EXERCISE BRIEF:
Gather all lines in the entries below that include the word "screenshot".

SOURCE DATA:
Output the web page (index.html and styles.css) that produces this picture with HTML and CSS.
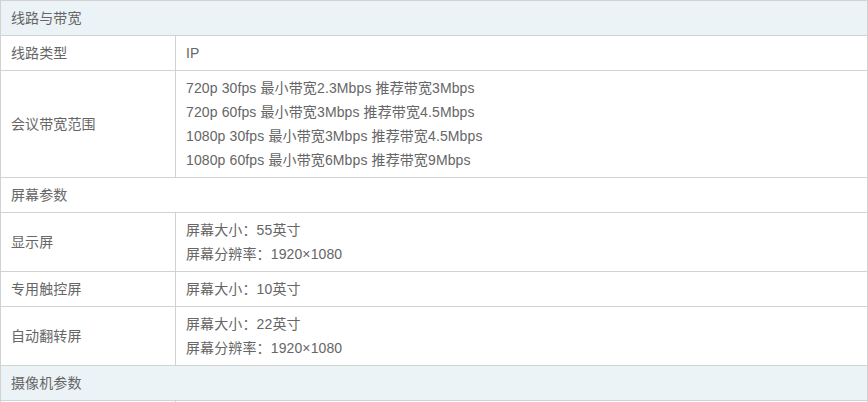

---

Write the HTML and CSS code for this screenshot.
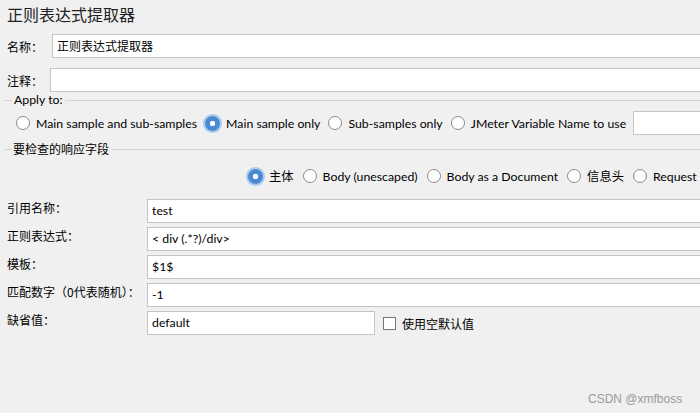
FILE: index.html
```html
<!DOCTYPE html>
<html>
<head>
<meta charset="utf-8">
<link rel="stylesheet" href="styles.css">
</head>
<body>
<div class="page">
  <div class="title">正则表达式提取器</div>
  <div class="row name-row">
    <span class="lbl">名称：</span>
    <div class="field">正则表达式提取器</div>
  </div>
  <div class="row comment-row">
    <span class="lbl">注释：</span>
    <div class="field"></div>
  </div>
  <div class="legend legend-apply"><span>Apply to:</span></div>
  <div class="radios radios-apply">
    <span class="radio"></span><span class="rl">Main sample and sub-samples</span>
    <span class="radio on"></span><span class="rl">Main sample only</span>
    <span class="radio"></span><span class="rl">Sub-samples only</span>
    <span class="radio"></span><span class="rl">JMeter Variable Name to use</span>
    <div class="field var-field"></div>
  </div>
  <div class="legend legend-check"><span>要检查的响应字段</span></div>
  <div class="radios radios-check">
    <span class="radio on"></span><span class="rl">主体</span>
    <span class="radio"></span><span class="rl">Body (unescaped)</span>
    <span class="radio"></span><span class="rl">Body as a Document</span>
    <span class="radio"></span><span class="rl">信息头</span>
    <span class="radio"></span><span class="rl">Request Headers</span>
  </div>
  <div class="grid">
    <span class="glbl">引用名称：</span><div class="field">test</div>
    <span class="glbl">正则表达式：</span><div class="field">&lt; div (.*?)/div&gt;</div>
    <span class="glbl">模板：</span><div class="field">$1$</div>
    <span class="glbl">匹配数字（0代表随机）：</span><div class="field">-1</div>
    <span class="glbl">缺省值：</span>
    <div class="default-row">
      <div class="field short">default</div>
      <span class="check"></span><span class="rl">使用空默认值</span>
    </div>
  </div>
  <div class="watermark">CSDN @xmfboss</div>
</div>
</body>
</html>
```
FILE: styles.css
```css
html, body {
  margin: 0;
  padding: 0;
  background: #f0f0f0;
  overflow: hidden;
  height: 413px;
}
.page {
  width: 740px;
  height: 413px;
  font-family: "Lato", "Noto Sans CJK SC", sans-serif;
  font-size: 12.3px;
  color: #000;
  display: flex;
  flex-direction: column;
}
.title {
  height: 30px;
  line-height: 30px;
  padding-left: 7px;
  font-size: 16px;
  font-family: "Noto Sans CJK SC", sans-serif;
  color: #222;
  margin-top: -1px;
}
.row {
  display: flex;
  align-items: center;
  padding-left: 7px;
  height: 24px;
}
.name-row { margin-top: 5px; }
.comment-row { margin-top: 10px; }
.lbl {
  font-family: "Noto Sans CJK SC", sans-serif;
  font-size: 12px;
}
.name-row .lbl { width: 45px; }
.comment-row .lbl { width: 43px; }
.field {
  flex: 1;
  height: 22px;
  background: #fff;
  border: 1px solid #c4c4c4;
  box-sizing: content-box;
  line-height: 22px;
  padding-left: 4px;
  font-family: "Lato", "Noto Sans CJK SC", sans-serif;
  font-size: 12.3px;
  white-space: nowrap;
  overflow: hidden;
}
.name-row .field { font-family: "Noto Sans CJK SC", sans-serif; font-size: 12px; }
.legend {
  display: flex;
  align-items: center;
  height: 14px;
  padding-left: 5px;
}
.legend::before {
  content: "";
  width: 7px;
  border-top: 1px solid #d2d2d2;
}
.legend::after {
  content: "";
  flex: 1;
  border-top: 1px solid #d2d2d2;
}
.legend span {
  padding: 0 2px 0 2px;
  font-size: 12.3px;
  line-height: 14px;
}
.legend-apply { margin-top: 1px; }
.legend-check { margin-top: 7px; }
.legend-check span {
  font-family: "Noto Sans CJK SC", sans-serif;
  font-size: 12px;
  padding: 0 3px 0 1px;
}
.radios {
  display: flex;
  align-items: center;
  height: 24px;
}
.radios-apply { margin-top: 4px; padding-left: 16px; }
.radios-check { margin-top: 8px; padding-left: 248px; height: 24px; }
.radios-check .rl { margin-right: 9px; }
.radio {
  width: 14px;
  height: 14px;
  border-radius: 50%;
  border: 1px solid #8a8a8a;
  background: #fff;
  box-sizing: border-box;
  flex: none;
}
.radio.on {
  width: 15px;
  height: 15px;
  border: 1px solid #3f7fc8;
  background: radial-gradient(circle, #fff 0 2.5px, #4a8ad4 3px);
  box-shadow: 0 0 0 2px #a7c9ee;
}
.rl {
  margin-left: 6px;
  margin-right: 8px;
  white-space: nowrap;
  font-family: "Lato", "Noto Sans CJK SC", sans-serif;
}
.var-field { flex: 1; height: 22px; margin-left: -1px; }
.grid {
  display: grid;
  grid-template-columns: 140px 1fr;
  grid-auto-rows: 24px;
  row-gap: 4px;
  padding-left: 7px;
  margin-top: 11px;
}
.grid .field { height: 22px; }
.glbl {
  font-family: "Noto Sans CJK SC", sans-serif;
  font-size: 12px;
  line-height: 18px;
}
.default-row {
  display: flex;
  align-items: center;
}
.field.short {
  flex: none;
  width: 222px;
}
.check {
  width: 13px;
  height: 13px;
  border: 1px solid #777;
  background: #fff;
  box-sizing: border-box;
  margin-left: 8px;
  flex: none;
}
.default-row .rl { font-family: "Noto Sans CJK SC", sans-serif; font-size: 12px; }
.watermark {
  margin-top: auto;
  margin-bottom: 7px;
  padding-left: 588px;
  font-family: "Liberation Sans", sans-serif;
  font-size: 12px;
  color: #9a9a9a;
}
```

* * *

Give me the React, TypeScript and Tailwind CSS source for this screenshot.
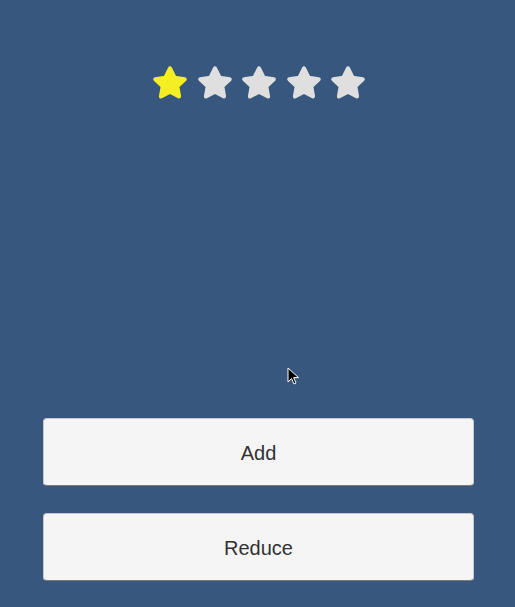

EXERCISE ANSWER:
Write the HTML and CSS code for this screenshot.
Give me the React, TypeScript and Tailwind CSS source for this screenshot.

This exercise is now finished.